Die Rechtsfrage, ob eine überlange Verfahrensdauer ein Grund für den Erlaß von Aussetzungszinsen sein kann, ist nicht klärungsbedürftig, weil sie höchstrichterlich geklärt ist. Der BFH hat in seinem Urteil vom 21. Februar 1991 V R 105/84 (BFHE 163, 313, BStBl II 1991, 498) entschieden, daß bei einer nicht rechtzeitigen Rechtsschutzgewährung nur eine Aussetzung der Vollziehung des angefochtenen Steuerbescheides, jedoch kein Erlaß von Aussetzungszinsen in Betracht komme. Er hat ferner im Urteil vom 8. September 1993 I R 30/93 (BFHE 172, 304, BStBl II 1994, 81) entschieden, daß der Grundsatz von Treu und Glauben einer Festsetzung von Nachforderungszinsen gemäß § 233 a der Abgabenordnung (AO 1977) grundsätzlich auch dann nicht entgegenstehe, wenn der Veranlagungsbeamte die Bearbeitung der Steuererklärung schuldhaft verzögert habe. Es liegt auf der Hand, daß Entsprechendes für Aussetzungszinsen und die schuldhaft verzögerte Rechtsbehelfsbearbeitung durch ein FG gelten muß. Schließlich hat der BFH in seinem Beschluß vom 13. September 1991 IV B 105/90 (BFHE 165, 469, BStBl II 1992, 148) noch einmal entschieden, daß die überlange Verfahrensdauer nicht zur Rechtswidrigkeit eines Steuerbescheides führe und kein Anlaß für einen Erlaß von Aussetzungszinsen sein könne. Mit dieser Begründung hat er in BFHE 165, 469, BStBl II 1992, 148 die Zulassung einer Revision abgelehnt. Die Klägerin hat in ihrer Beschwerdebegründung nichts dargelegt, was für den Streitfall eine andere Entscheidung rechtfertigen könnte.

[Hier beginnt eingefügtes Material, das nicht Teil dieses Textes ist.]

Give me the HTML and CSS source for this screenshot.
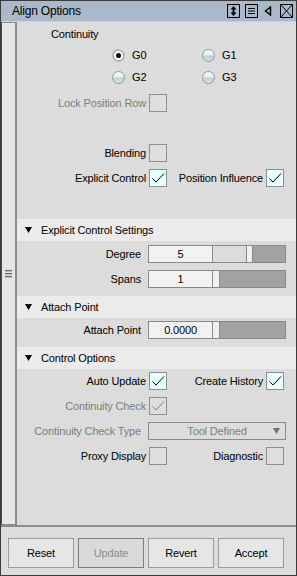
FILE: index.html
```html
<!DOCTYPE html>
<html lang="en">
<head>
    <meta charset="UTF-8">
    <meta name="viewport" content="width=device-width, initial-scale=1.0">
    <title>Align Options</title>
    <link rel="stylesheet" href="styles.css">
</head>
<body>

    <div class="window">
        <div class="titlebar">
            <span class="title">Align Options</span>
            <div class="title-icons">
                <svg class="ticon" width="13" height="14" viewBox="0 0 13 14">
                    <rect x="0.5" y="0.5" width="12" height="13" fill="none" stroke="#000"/>
                    <path d="M6.5 2 L3.5 5.5 H9.5 Z M6.5 12 L3.5 8.5 H9.5 Z" fill="#000"/>
                    <rect x="5.5" y="5" width="2" height="4" fill="#000"/>
                </svg>
                <svg class="ticon" width="13" height="14" viewBox="0 0 13 14">
                    <rect x="0.5" y="0.5" width="12" height="13" fill="none" stroke="#000"/>
                    <path d="M3 4.5 H10 M3 7 H10 M3 9.5 H10" stroke="#000"/>
                </svg>
                <svg class="ticon tri" width="8" height="14" viewBox="0 0 8 14">
                    <path d="M6.5 3 L1.5 7 L6.5 11 Z" fill="none" stroke="#000" stroke-width="1.4"/>
                </svg>
                <svg class="ticon" width="13" height="14" viewBox="0 0 13 14">
                    <rect x="0.5" y="0.5" width="12" height="13" fill="none" stroke="#000"/>
                    <path d="M1 1 L12 13 M12 1 L1 13" stroke="#000"/>
                </svg>
            </div>
        </div>

        <div class="body">
            <div class="strip">
                <span class="grip"></span>
                <span class="grip"></span>
                <span class="grip"></span>
            </div>

            <div class="main">
                <div class="top">
                    <div class="caption">Continuity</div>
                    <div class="radios">
                        <div class="radio on"><span class="circle"><span class="dot"></span></span>G0</div>
                        <div class="radio"><span class="circle"></span>G1</div>
                        <div class="radio"><span class="circle"></span>G2</div>
                        <div class="radio"><span class="circle"></span>G3</div>
                    </div>

                    <div class="opt-row lock">
                        <span class="lbl dim">Lock Position Row</span>
                        <span class="box"></span>
                    </div>
                    <div class="opt-row blending">
                        <span class="lbl">Blending</span>
                        <span class="box"></span>
                    </div>
                    <div class="opt-row explicit">
                        <span class="lbl">Explicit Control</span>
                        <span class="box checked"><svg width="16" height="16" viewBox="0 0 16 16"><path d="M2.5 8.5 L6 12 L14 3.5" fill="none" stroke="#000"/></svg></span>
                        <span class="lbl">Position Influence</span>
                        <span class="box checked"><svg width="16" height="16" viewBox="0 0 16 16"><path d="M2.5 8.5 L6 12 L14 3.5" fill="none" stroke="#000"/></svg></span>
                    </div>
                </div>

                <div class="section-head">
                    <svg class="arrow" width="7" height="6" viewBox="0 0 7 6"><path d="M0 0 H7 L3.5 6 Z" fill="#000"/></svg>
                    <span>Explicit Control Settings</span>
                </div>
                <div class="section-body">
                    <div class="field-row">
                        <span class="lbl">Degree</span>
                        <div class="slider-field">
                            <span class="value">5</span>
                            <span class="track">
                                <span class="light" style="width: 33px"></span>
                                <span class="handle"></span>
                                <span class="dark"></span>
                            </span>
                        </div>
                    </div>
                    <div class="field-row">
                        <span class="lbl">Spans</span>
                        <div class="slider-field">
                            <span class="value">1</span>
                            <span class="track">
                                <span class="light" style="width: 0px"></span>
                                <span class="handle"></span>
                                <span class="dark"></span>
                            </span>
                        </div>
                    </div>
                </div>

                <div class="section-head">
                    <svg class="arrow" width="7" height="6" viewBox="0 0 7 6"><path d="M0 0 H7 L3.5 6 Z" fill="#000"/></svg>
                    <span>Attach Point</span>
                </div>
                <div class="section-body">
                    <div class="field-row">
                        <span class="lbl">Attach Point</span>
                        <div class="slider-field">
                            <span class="value">0.0000</span>
                            <span class="track">
                                <span class="light" style="width: 0px"></span>
                                <span class="handle"></span>
                                <span class="dark"></span>
                            </span>
                        </div>
                    </div>
                </div>

                <div class="section-head">
                    <svg class="arrow" width="7" height="6" viewBox="0 0 7 6"><path d="M0 0 H7 L3.5 6 Z" fill="#000"/></svg>
                    <span>Control Options</span>
                </div>
                <div class="section-body last">
                    <div class="opt-row">
                        <span class="lbl">Auto Update</span>
                        <span class="box checked"><svg width="16" height="16" viewBox="0 0 16 16"><path d="M2.5 8.5 L6 12 L14 3.5" fill="none" stroke="#000"/></svg></span>
                        <span class="lbl">Create History</span>
                        <span class="box checked"><svg width="16" height="16" viewBox="0 0 16 16"><path d="M2.5 8.5 L6 12 L14 3.5" fill="none" stroke="#000"/></svg></span>
                    </div>
                    <div class="opt-row">
                        <span class="lbl dim">Continuity Check</span>
                        <span class="box disabled"><svg width="16" height="16" viewBox="0 0 16 16"><path d="M2.5 8.5 L6 12 L14 3.5" fill="none" stroke="#808080"/></svg></span>
                    </div>
                    <div class="field-row">
                        <span class="lbl dim">Continuity Check Type</span>
                        <div class="dropdown">
                            <span>Tool Defined</span>
                            <svg class="drop-arrow" width="7" height="6" viewBox="0 0 7 6"><path d="M0 0 H7 L3.5 6 Z" fill="#707070"/></svg>
                        </div>
                    </div>
                    <div class="opt-row">
                        <span class="lbl">Proxy Display</span>
                        <span class="box"></span>
                        <span class="lbl">Diagnostic</span>
                        <span class="box"></span>
                    </div>
                </div>
            </div>
        </div>

        <div class="footer">
            <button class="btn">Reset</button>
            <button class="btn disabled">Update</button>
            <button class="btn">Revert</button>
            <button class="btn">Accept</button>
        </div>
    </div>

</body>
</html>
```

FILE: styles.css
```css
* {
    box-sizing: border-box;
}

body {
    margin: 0;
    background: #dcdcdc;
    font-family: "Liberation Sans", Arial, sans-serif;
    font-size: 11px;
    letter-spacing: -0.15px;
    color: #000;
}

.window {
    width: 297px;
    height: 576px;
    border: 1px solid #3a3a3a;
    display: flex;
    flex-direction: column;
    background: #dcdcdc;
}

/* title bar */
.titlebar {
    height: 21px;
    flex: none;
    background: #a9b9c9;
    border-bottom: 1px solid #c8d2dc;
    display: flex;
    align-items: center;
    padding-left: 11px;
}

.title {
    font-size: 12px;
    letter-spacing: -0.2px;
    flex: 1;
}

.title-icons {
    display: flex;
    align-items: center;
    gap: 5px;
    padding-right: 3px;
}

.ticon {
    display: block;
}

.tri {
    margin: 0 3px 0 1px;
}

/* body */
.body {
    flex: 1;
    display: flex;
    min-height: 0;
}

.strip {
    width: 16px;
    flex: none;
    background: #e6e6e6;
    border-left: 1px solid #4a4a4a;
    border-top: 1px solid #8c8c8c;
    border-bottom: 1px solid #8c8c8c;
    border-right: 2px solid #8c8c8c;
    display: flex;
    flex-direction: column;
    justify-content: center;
    align-items: center;
    gap: 2px;
    padding-right: 1px;
}

.grip {
    width: 7px;
    height: 1px;
    background: #6e6e6e;
    box-shadow: 0 1px 0 #bcbcbc;
}

.main {
    flex: 1;
    display: flex;
    flex-direction: column;
}

.top {
    padding: 5px 0 32px;
}

.caption {
    line-height: 14px;
    padding-left: 34px;
}

.radios {
    display: grid;
    grid-template-columns: 90px auto;
    grid-auto-rows: 22px;
    padding-left: 95px;
    margin-top: 3px;
}

.radio {
    display: flex;
    align-items: center;
    gap: 7px;
}

.circle {
    width: 13px;
    height: 13px;
    border-radius: 50%;
    border: 1px solid #8f9c9c;
    background: linear-gradient(#f4fafa 0%, #e4eeee 45%, #bdd0d0 55%, #d8e6e6 100%);
    display: flex;
    align-items: center;
    justify-content: center;
}

.radio.on .circle {
    background: #fff;
    border: 2px solid #b4b4b4;
}

.dot {
    width: 5px;
    height: 5px;
    border-radius: 50%;
    background: #000;
}

/* checkbox rows */
.opt-row {
    display: grid;
    grid-template-columns: 129px 18px 93px 18px;
    column-gap: 3px;
    height: 18px;
    align-items: center;
}

.opt-row + .opt-row,
.opt-row + .field-row,
.field-row + .opt-row,
.field-row + .field-row {
    margin-top: 7px;
}

.lock {
    margin-top: 6px;
}

.top .blending {
    margin-top: 32px;
}

.top .explicit {
    margin-top: 7px;
}

.lbl {
    text-align: right;
    white-space: nowrap;
}

.dim {
    color: #7c7c7c;
}

.box {
    width: 18px;
    height: 18px;
    border: 1px solid #8e8e8e;
    background: #dedede;
    display: flex;
    align-items: center;
    justify-content: center;
}

.box.checked {
    background: #e8ffff;
}

/* sections */
.section-head {
    height: 22px;
    background: #ebebeb;
    display: flex;
    align-items: center;
    padding-left: 8px;
    gap: 9px;
}

.section-head .arrow {
    display: block;
}

.section-body {
    padding: 4px 0 8px;
}

.section-head + .section-body + .section-head + .section-body,
.section-body.last {
    padding-top: 3px;
}

.section-body.last {
    flex: 1;
}

.field-row {
    display: grid;
    grid-template-columns: 124px 138px;
    column-gap: 7px;
    height: 18px;
    align-items: center;
}

.slider-field {
    height: 18px;
    border: 1px solid #8a8a8a;
    display: flex;
}

.value {
    width: 64px;
    flex: none;
    background: #f2f2f2;
    border-right: 1px solid #8a8a8a;
    text-align: center;
    line-height: 16px;
}

.track {
    flex: 1;
    display: flex;
}

.track .light {
    background: #dcdcdc;
    flex: none;
}

.track .handle {
    width: 7px;
    flex: none;
    background: #f0f0f0;
    border-left: 1px solid #8a8a8a;
    border-right: 1px solid #8a8a8a;
}

.track .light[style="width: 0px"] + .handle {
    border-left: none;
}

.track .dark {
    flex: 1;
    background: #a2a2a2;
}

.dropdown {
    height: 18px;
    border: 1px solid #8a8a8a;
    background: #dcdcdc;
    color: #808080;
    display: flex;
    align-items: center;
    justify-content: center;
    position: relative;
}

.drop-arrow {
    position: absolute;
    right: 5px;
    top: 5px;
}

/* footer */
.footer {
    height: 50px;
    flex: none;
    border-top: 2px solid #8c8c8c;
    display: flex;
    gap: 4px;
    padding: 11px 0 0 7px;
}

.btn {
    width: 66px;
    height: 30px;
    border: 1px solid #9c9c9c;
    background: #e6e6e6;
    font-family: inherit;
    font-size: 11px;
    letter-spacing: -0.15px;
    color: #000;
    padding: 0;
}

.btn.disabled {
    background: #dadada;
    border-color: #7e7e7e;
    color: #8c8c8c;
}
```
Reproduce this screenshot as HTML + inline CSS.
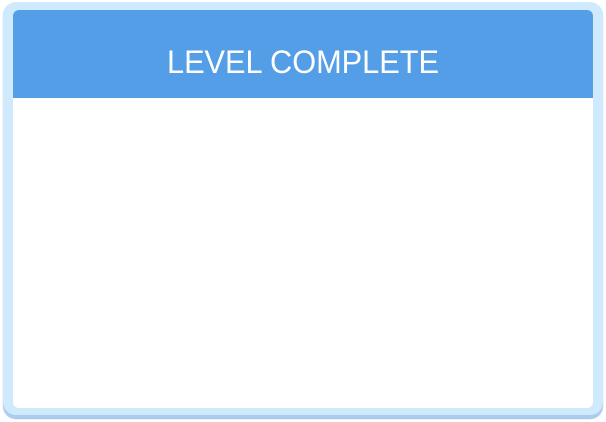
<!DOCTYPE html>
<html><head><meta charset="utf-8"><style>
html,body{margin:0;padding:0;width:606px;height:422px;background:#fff;overflow:hidden}
.outer{position:absolute;left:3px;top:2px;width:600px;height:416px;box-sizing:border-box;border-radius:13px;background:#cfeafd;box-shadow:inset 0 -3px 0 #a9cdf2, 0 1px 1px #9fb9dc;}
.inner{position:absolute;left:10px;top:8px;width:580px;height:398px;background:#fff;border-radius:6px;overflow:hidden}
.head{position:absolute;left:0;top:0;width:580px;height:88px;background:#539ee6;}
.t{position:absolute;left:0;top:34px;width:580px;text-align:center;color:#fff;font-family:"Comic Sans MS","Liberation Sans",sans-serif;font-size:32px;line-height:36px;transform:scaleX(0.96);}
</style></head><body>
<div class="outer"><div class="inner"><div class="head"><div class="t">LEVEL COMPLETE</div></div></div></div>
</body></html>
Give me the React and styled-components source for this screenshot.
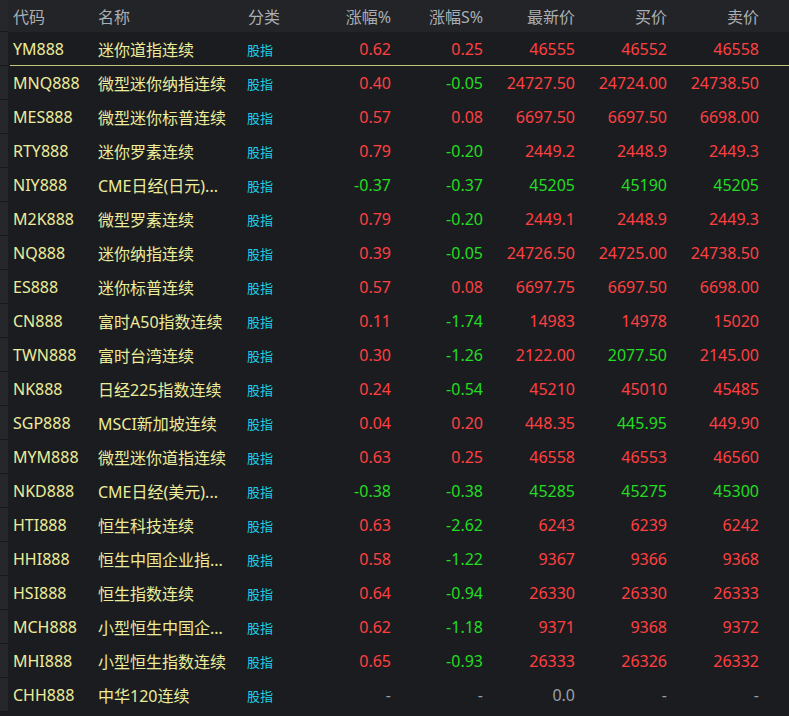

3. Der Senat läßt unentschieden, ob die Klägerin den von ihr behaupteten Verfahrensfehler in ihrer Beschwerdebegründung ausreichend dargelegt hat. Er greift schon deshalb nicht durch, weil Verfahrensfehler auf der Grundlage der Rechtsauffassung des FG im übrigen zu prüfen sind. Das FG hat jedoch die von der Klägerin behauptete Kapitalverzinsung nicht für entscheidungserheblich angesehen, weshalb sich ihm insoweit keine Beweisaufnahme aufdrängen konnte. Richtigerweise kann ein konkreter Schaden, wie er in BFHE 163, 313, BStBl II 1991, 498 angesprochen wird, weder in der Zahlung der letztlich geschuldeten Steuer noch in der Tatsache gesucht werden, daß bezüglich der Steuerbeträge, deren Vollziehung ausgesetzt wurde, häufig eine gewisse Unsicherheit besteht und sie deshalb nicht wie andere Beträge angelegt werden können, die zur "freien Verfügung" stehen. Ungeachtet dessen konnte die Klägerin den hier interessierenden Steuerbetrag entweder zur Ersparnis von Schuldzinsen oder aber zur Erzielung von Habenzinsen verwenden. Die Finanzämter und FG können von dem Vermutungssatz ausgehen, daß ein Steuerpflichtiger, der die Aussetzung der Vollziehung beantragt und beibehält, den damit verbundenen Vorteil der Kapitalnutzung höher als den Nachteil späterer Aussetzungszinsen einschätzt. So gesehen mußte sich dem FG keine Beweisaufnahme aufdrängen.